Sunday, February 17, 2008

Roasted Beets w/ Walnut Gorgonzola Dressing

I found this recipe (click on "Roasted Beets.." above) on the internet when looking for a way to use up walnuts and it's both delicious and nutritious (I assume). Serve it over fettucine maybe, or today I ate it over ziti. I also buy the beets with the greens on, trim and cut them, and throw them in to the pasta cooking water toward the end of the cooking time. Mixing the gorgonzola and cream in the blender might cause some consternation..try using "pulse" and scraping repeatedly; I added extra cream to make it work better. Go easy when you add the dressing and beets to the pasta, because the flavor can be strong if you get too much dressing to pasta. I don't know if this would be a kid-friendly one...? Maybe not Lindsey-friendly, either (she who prefers Kraft macaroni and cheese and Top Ramen). And men who eat only meat and potatoes might be frightened by the gorgonzola in this. Everyone else will love it!

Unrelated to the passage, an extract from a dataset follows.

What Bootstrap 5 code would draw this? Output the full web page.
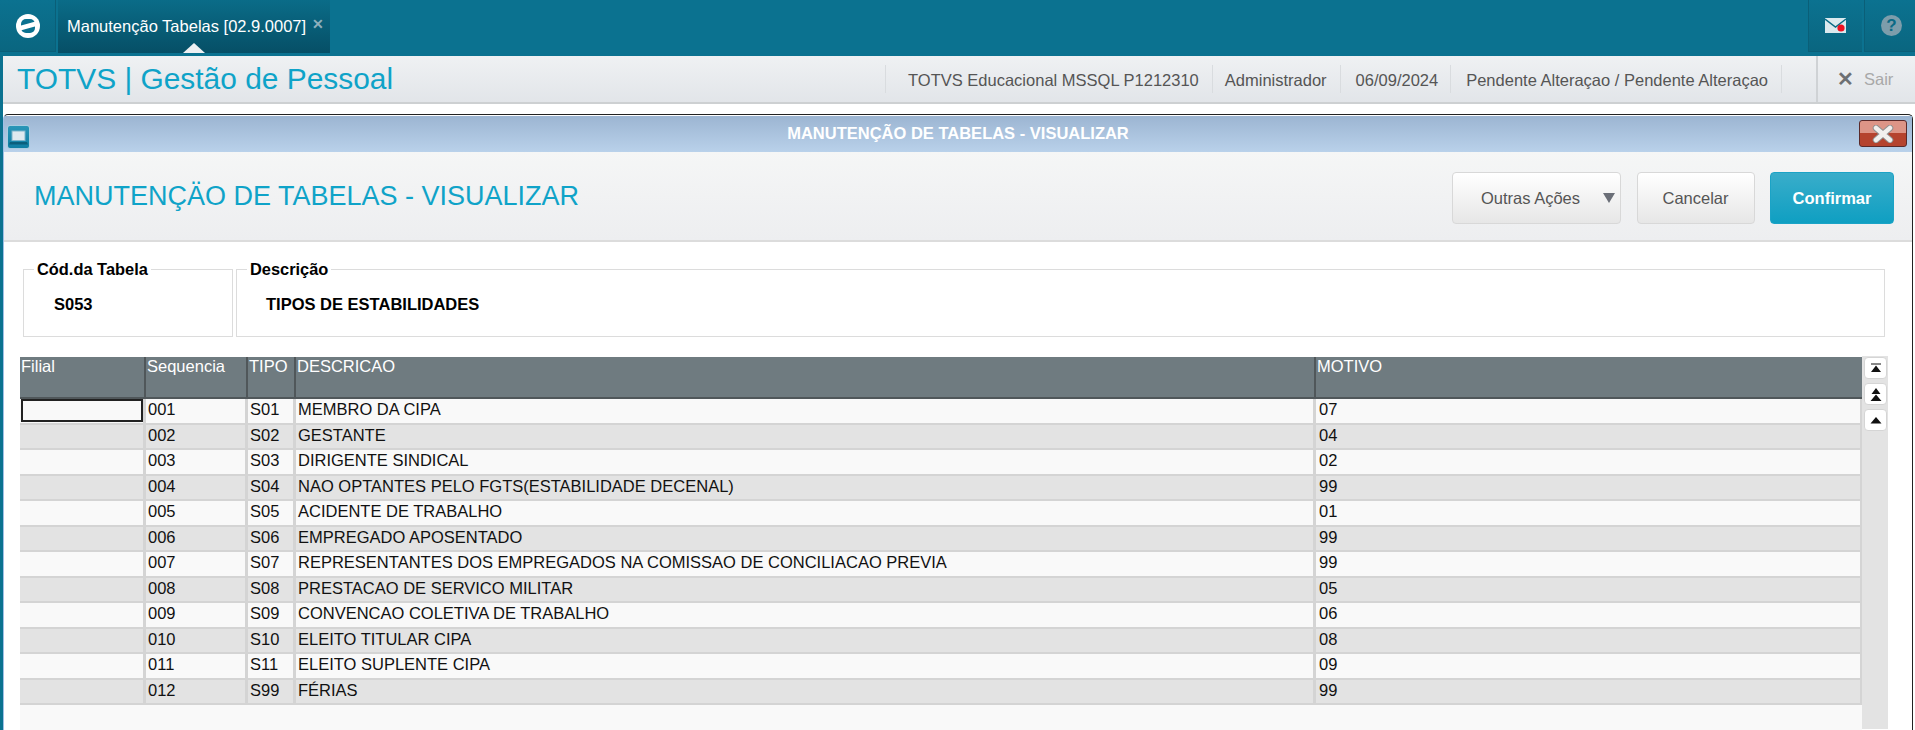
<!DOCTYPE html>
<html lang="pt-BR">
<head>
<meta charset="utf-8">
<title>Manutenção Tabelas</title>
<link href="https://cdn.jsdelivr.net/npm/bootstrap@5.3.0/dist/css/bootstrap.min.css" rel="stylesheet">
<style>
html,body{height:730px;overflow:hidden;background:#fff;font-family:"Liberation Sans",Arial,sans-serif;}
.topbar{height:56px;background:#0b7290;}
.logo-tile{width:56px;height:52px;background:linear-gradient(#0b7290,#0a6680);border-right:1px solid #0a5f78;border-bottom:1px solid #0a5f78;}
.app-tab{width:272px;height:53px;margin-left:2px;background:linear-gradient(#0a6c88,#064f66);color:#fff;font-size:16.5px;padding-left:9px;position:relative;}
.app-tab .tab-x{color:#8fb0bc;font-size:14px;font-weight:700;margin-left:6px;margin-top:-4px;}
.tab-arrow{position:absolute;left:125px;bottom:0;width:0;height:0;border-left:11px solid transparent;border-right:11px solid transparent;border-bottom:10px solid #eef0f2;}
.side-tile{width:54px;height:52px;background:linear-gradient(#0b7290,#0a6680);border-bottom:1px solid #0a5f78;border-left:1px solid #0a5f78;}
.help-tile{width:51px;margin-left:2px;padding-left:3px;}
.help-dot{width:21px;height:21px;border-radius:50%;background:#7d9dab;color:#0b6a85;font-weight:700;font-size:17px;line-height:21px;text-align:center;}
.stage{border-left:3px solid #0b7290;height:674px;}
.appbar{height:48px;background:linear-gradient(#eff1f3,#e2e5e9);border-bottom:2px solid #cdd0d2;}
.app-name{font-size:29.9px;color:#0fa3c8;padding-left:14px;line-height:46px;}
.info-cell{font-size:16.5px;color:#555;padding:2px 13px 0 15px;height:28px;line-height:27px;border-left:1px solid #d9dcdf;white-space:nowrap;}
.info-cell.first-info{padding-left:22px;}
.info-cell.admin-info{padding-left:12px;}
.info-cell.date-info{padding-right:12px;}
.info-cell.last-info{border-right:1px solid #d9dcdf;padding-right:13px;padding-left:15px;}
.sair-cell{width:99px;height:46px;margin-left:34px;border-left:2px solid #cfd2d5;color:#a8a8a8;font-size:16.5px;padding-left:19px;}
.sair-x{color:#6d7073;font-size:20px;font-weight:700;margin-right:10px;line-height:1;}
.win{margin-top:10px;margin-right:2px;height:616px;border:1px solid #222;border-bottom:0;border-radius:5px 5px 0 0;border-left-color:#9fc0e6;background:#fff;}
.win-title{height:36px;margin-top:1px;padding-bottom:2px;background:linear-gradient(#9cb5d2,#b9d1ea);color:#fff;font-weight:700;font-size:16.5px;position:relative;}
.win-ico{position:absolute;left:3px;top:9px;width:23px;height:24px;border-radius:3px;background:linear-gradient(#2a96b8,#0f7ea3);border:1px solid #a9cde0;}
.win-close{position:absolute;right:5px;top:4px;width:48px;height:27px;border:1px solid #5a2a2a;border-radius:3px;background:linear-gradient(#dd9587 0 48%,#b5432e 48% 100%);}
.form-head{height:90px;background:linear-gradient(#f5f6f6,#edeef0);border-bottom:2px solid #dcdcdc;padding:4px 18px 0 30px;}
.form-title{font-size:27px;color:#0fa3c8;margin-bottom:4px;}
.act-gap{gap:15.5px;}
.act-btn{height:52px;font-size:16.5px;color:#555;border:1px solid #d8d8d8;border-radius:4px;background:linear-gradient(#fff,#e6e6e6);padding:0;}
.act-more{width:169px;text-align:left;padding-left:28px;position:relative;}
.act-more::after{content:"";position:absolute;right:5px;top:20px;border-left:6px solid transparent;border-right:6px solid transparent;border-top:10px solid #6b6f78;}
.act-cancel{width:118px;}
.act-ok{width:124px;color:#fff;font-weight:700;border-color:#1ba3c6;background:linear-gradient(#39adca,#0f9fc2);}
.fields{padding:27px 27px 0 19px;gap:3px;}
.fset{height:68px;border:1px solid #dcdcdc;padding:24px 0 0 29px;position:relative;font-size:16.5px;font-weight:700;color:#000;line-height:20px;}
.fset-code{width:210px;padding-left:30px;}
.fset-desc{width:1649px;}
.fset-leg{position:absolute;left:10px;top:-10px;background:#fff;padding:0 3px;font-size:16.4px;line-height:18px;}
.grid-wrap{padding:20px 0 0 16px;}
.grid-main{width:1842px;height:373px;background:#f9f9f9;}
.grid-row{height:25.5px;font-size:16.5px;color:#111;background:#f9f9f9;border-bottom:2px solid #d4d4d4;line-height:21px;}
.grid-row.alt{background:#e3e3e3;}
.grid-head{height:42px;background:#6f7b80;color:#fff;border-bottom:2px solid #50575a;}
.gc{padding:0 0 0 2px;overflow:hidden;white-space:nowrap;border-right:3px solid #d4d4d4;height:100%;}
.grid-head .gc{border-right:2px solid #50575a;padding-left:1px;line-height:18px;}
.grid-head .c2{padding-left:1px;}
.c1{width:126px;flex:none;}.c2{width:102px;flex:none;}.c3{width:48px;flex:none;}.c4{width:1020px;flex:none;}.c5{flex:1 1 0;border-right:2px solid #d4d4d4;padding-left:3px;}
.grid-head .c5{border-right:0;}
.focus-cell{outline:2px solid #222;outline-offset:-2px;height:23px;width:122px;margin-left:1px;}
.scroller{width:26px;height:373px;background:#e3e3e3;padding:1px 0 0 2px;margin-top:-1px;}
.scroll-btn{width:23px;height:22px;background:#fff;border:1px solid #d5d5d5;border-radius:4px;margin-bottom:4px;padding:0;}
</style>
</head>
<body>
<header class="topbar d-flex justify-content-between">
  <div class="d-flex">
    <div class="logo-tile d-flex align-items-center justify-content-center">
      <svg width="24" height="24" viewBox="0 0 24 24"><circle cx="12" cy="12" r="12" fill="#fff"/><rect x="5" y="5" width="14" height="14" rx="5" fill="#0b7290"/><path d="M3 14.500 L21 9.500" stroke="#fff" stroke-width="4.500"/></svg>
    </div>
    <div class="app-tab d-flex align-items-center">Manutenção Tabelas [02.9.0007]<span class="tab-x">✕</span><span class="tab-arrow"></span></div>
  </div>
  <div class="d-flex">
    <div class="side-tile d-flex align-items-center justify-content-center">
      <svg width="22" height="16" viewBox="0 0 22 16"><rect width="21" height="15" fill="#dbe9ee"/><path d="M0 1 L10.500 9 L21 1" fill="none" stroke="#0a6a85" stroke-width="1.400"/><circle cx="16" cy="10" r="3.600" fill="#f01020"/></svg>
    </div>
    <div class="side-tile help-tile d-flex align-items-center justify-content-center"><div class="help-dot">?</div></div>
  </div>
</header>
<div class="stage">
  <div class="appbar d-flex align-items-center justify-content-between">
    <div class="app-name">TOTVS | Gestão de Pessoal</div>
    <div class="d-flex align-items-center">
      <div class="info-cell first-info">TOTVS Educacional MSSQL P1212310</div>
      <div class="info-cell admin-info">Administrador</div>
      <div class="info-cell date-info">06/09/2024</div>
      <div class="info-cell last-info">Pendente Alteraçao / Pendente Alteraçao</div>
      <div class="sair-cell d-flex align-items-center"><span class="sair-x">✕</span>Sair</div>
    </div>
  </div>
  <section class="win">
    <div class="win-title d-flex align-items-center justify-content-center">
      <span class="win-ico d-flex align-items-center justify-content-center"><svg width="19" height="15" viewBox="0 0 19 15"><rect x="3" y="1" width="13" height="9.500" fill="#dfeaef" stroke="#7fb6cc"/><path d="M1 12h17l1 2.500H0z" fill="#0a5f7c"/></svg></span>
      MANUTENÇÃO DE TABELAS - VISUALIZAR
      <span class="win-close d-flex align-items-center justify-content-center"><svg width="24" height="18" viewBox="0 0 24 18"><path d="M5 3 L19 15 M19 3 L5 15" stroke="#8f8f8f" stroke-width="6.500" stroke-linecap="round"/><path d="M5 3 L19 15 M19 3 L5 15" stroke="#f2f0ee" stroke-width="4.500" stroke-linecap="round"/></svg></span>
    </div>
    <div class="form-head d-flex align-items-center justify-content-between">
      <div class="form-title">MANUTENÇÄO DE TABELAS - VISUALIZAR</div>
      <div class="d-flex act-gap">
        <button type="button" class="btn act-btn act-more">Outras Ações</button>
        <button type="button" class="btn act-btn act-cancel">Cancelar</button>
        <button type="button" class="btn act-btn act-ok">Confirmar</button>
      </div>
    </div>
    <div class="fields d-flex">
      <div class="fset fset-code"><span class="fset-leg">Cód.da Tabela</span>S053</div>
      <div class="fset fset-desc"><span class="fset-leg">Descrição</span>TIPOS DE ESTABILIDADES</div>
    </div>
    <div class="grid-wrap d-flex">
      <div class="grid-main">
        <div class="d-flex grid-row grid-head"><div class="gc c1">Filial</div><div class="gc c2">Sequencia</div><div class="gc c3">TIPO</div><div class="gc c4">DESCRICAO</div><div class="gc c5">MOTIVO</div></div>
        <div class="d-flex grid-row"><div class="gc c1 p-0"><div class="focus-cell"></div></div><div class="gc c2">001</div><div class="gc c3">S01</div><div class="gc c4">MEMBRO DA CIPA</div><div class="gc c5">07</div></div>
        <div class="d-flex grid-row alt"><div class="gc c1"></div><div class="gc c2">002</div><div class="gc c3">S02</div><div class="gc c4">GESTANTE</div><div class="gc c5">04</div></div>
        <div class="d-flex grid-row"><div class="gc c1"></div><div class="gc c2">003</div><div class="gc c3">S03</div><div class="gc c4">DIRIGENTE SINDICAL</div><div class="gc c5">02</div></div>
        <div class="d-flex grid-row alt"><div class="gc c1"></div><div class="gc c2">004</div><div class="gc c3">S04</div><div class="gc c4">NAO OPTANTES PELO FGTS(ESTABILIDADE DECENAL)</div><div class="gc c5">99</div></div>
        <div class="d-flex grid-row"><div class="gc c1"></div><div class="gc c2">005</div><div class="gc c3">S05</div><div class="gc c4">ACIDENTE DE TRABALHO</div><div class="gc c5">01</div></div>
        <div class="d-flex grid-row alt"><div class="gc c1"></div><div class="gc c2">006</div><div class="gc c3">S06</div><div class="gc c4">EMPREGADO APOSENTADO</div><div class="gc c5">99</div></div>
        <div class="d-flex grid-row"><div class="gc c1"></div><div class="gc c2">007</div><div class="gc c3">S07</div><div class="gc c4">REPRESENTANTES DOS EMPREGADOS NA COMISSAO DE CONCILIACAO PREVIA</div><div class="gc c5">99</div></div>
        <div class="d-flex grid-row alt"><div class="gc c1"></div><div class="gc c2">008</div><div class="gc c3">S08</div><div class="gc c4">PRESTACAO DE SERVICO MILITAR</div><div class="gc c5">05</div></div>
        <div class="d-flex grid-row"><div class="gc c1"></div><div class="gc c2">009</div><div class="gc c3">S09</div><div class="gc c4">CONVENCAO COLETIVA DE TRABALHO</div><div class="gc c5">06</div></div>
        <div class="d-flex grid-row alt"><div class="gc c1"></div><div class="gc c2">010</div><div class="gc c3">S10</div><div class="gc c4">ELEITO TITULAR CIPA</div><div class="gc c5">08</div></div>
        <div class="d-flex grid-row"><div class="gc c1"></div><div class="gc c2">011</div><div class="gc c3">S11</div><div class="gc c4">ELEITO SUPLENTE CIPA</div><div class="gc c5">09</div></div>
        <div class="d-flex grid-row alt"><div class="gc c1"></div><div class="gc c2">012</div><div class="gc c3">S99</div><div class="gc c4">FÉRIAS</div><div class="gc c5">99</div></div>
      </div>
      <div class="scroller d-flex flex-column">
        <button type="button" class="scroll-btn d-flex align-items-center justify-content-center" aria-label="Início"><svg width="12" height="10" viewBox="0 0 12 10"><path d="M1 0.500h10v1H1z M6 2.500l5 6.500H1z" fill="#111"/></svg></button>
        <button type="button" class="scroll-btn d-flex align-items-center justify-content-center" aria-label="Página acima"><svg width="12" height="13" viewBox="0 0 12 13"><path d="M6 0l4.500 6h-9z M6 6.500l5.500 6.500h-11z" fill="#111"/></svg></button>
        <button type="button" class="scroll-btn d-flex align-items-center justify-content-center" aria-label="Linha acima"><svg width="12" height="7" viewBox="0 0 12 7"><path d="M6 0l5.500 6.500h-11z" fill="#111"/></svg></button>
      </div>
    </div>
  </section>
</div>
</body>
</html>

Here's my Sunday lunch today:



With both yellow and red beets...Good stuff!!

5 comments:

Emily said...

looks good, I will definately be the only one trying this in my family. Maybe we can have it for mom's bday dinner, I'm supposed to be planning the dinner. got any other ideas?

Winnow D. Asael said...

You could have it with lentils. That would go good with it. Maybe green salad, too, w/ lemon juice/olive oil/salt and pepper salad dressing (light taste.) Have a fun dinner!

Mike and Kristin said...

This looks beautiful. Props on the pics and the grub. I love new recipes.

mccollaum fam said...

This looks really good, sister! I will have to share a few more from Italy. I also have a five lentils soup from India. You would love it! By the way, Italians cook great eggplant! I've never liked it before but here it is heavenly!!

Amy Wilson said...

that salad looks like it would go perfect with an almond-encrusted salmon steak. yes, i eat salmon on occasion now. yum.